More to the point, by seeking full-court reconsideration of the mandamus matter when both the Justice Department and Flynn are seeking dismissal of the case, Sullivan is both causing prejudice to the defendant and stoking suspicion about the executive branch’s motives. How, then, could Sullivan continue to be considered a fair and impartial judge, fit to rule on the Justice Department’s dismissal motion?

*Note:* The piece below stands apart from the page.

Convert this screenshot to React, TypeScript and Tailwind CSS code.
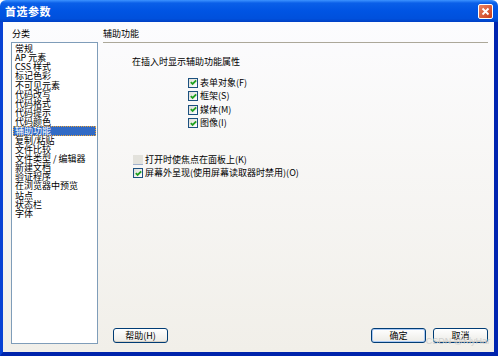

That question may signal something about the wisdom of the D.C. Circuit judges that I previously failed to appreciate. The Justice Department’s contention that Sullivan lacks standing seemed compelling to me. I was surprised when the Circuit appeared to ignore it in granting Sullivan’s request for full-court review; I thought they’d deny it and let the panel’s ruling stand. But is it possible that the Circuit saw this as a graceful off-ramp? When none of the Circuit’s judges asked for full-court reconsideration, that signaled to Sullivan that if he wanted it, he would have to ask for it himself. The Circuit judges probably calculated that if the irascible Sullivan made a formal application for rehearing en banc, it would be manifest that he had transformed himself into a party in the Flynn case. Then the Circuit could use the disqualification rule to nudge him aside for the sake of maintaining the judiciary’s reputation for objectivity. That would avoid all the downsides of issuing a mandamus writ while gently reminding lower court judges that they are supposed to remain umpires in these contests, not become one of the players.
To sum up, whatever one may have thought about the gravity of Sullivan’s irregular behavior back in May, he has now clearly crossed the Rubicon. It is incumbent on him to recuse himself. If he can’t bring himself to do that — a failure that would further demonstrate a lack of judicial detachment — the D.C. Circuit should disqualify him. Either way, the case should be reassigned to a new judge, who should promptly grant the Justice Department’s motion to dismiss.
I’ll conclude with a verity that seems sadly lost on Judge Sullivan: Granting the Justice Department’s dismissal motion would not be a judicial endorsement of the motion, much less a court ruling that Flynn is not guilty. Judge Sullivan is absolutely entitled to believe the Justice Department is wrong to dismiss the case, and that Flynn is as guilty as the day is long. What a judge is not entitled to do, however, is substitute his view for the prosecutor’s on the question of whether a prosecution should continue. In our system, separation of powers principles make that the Justice Department’s call.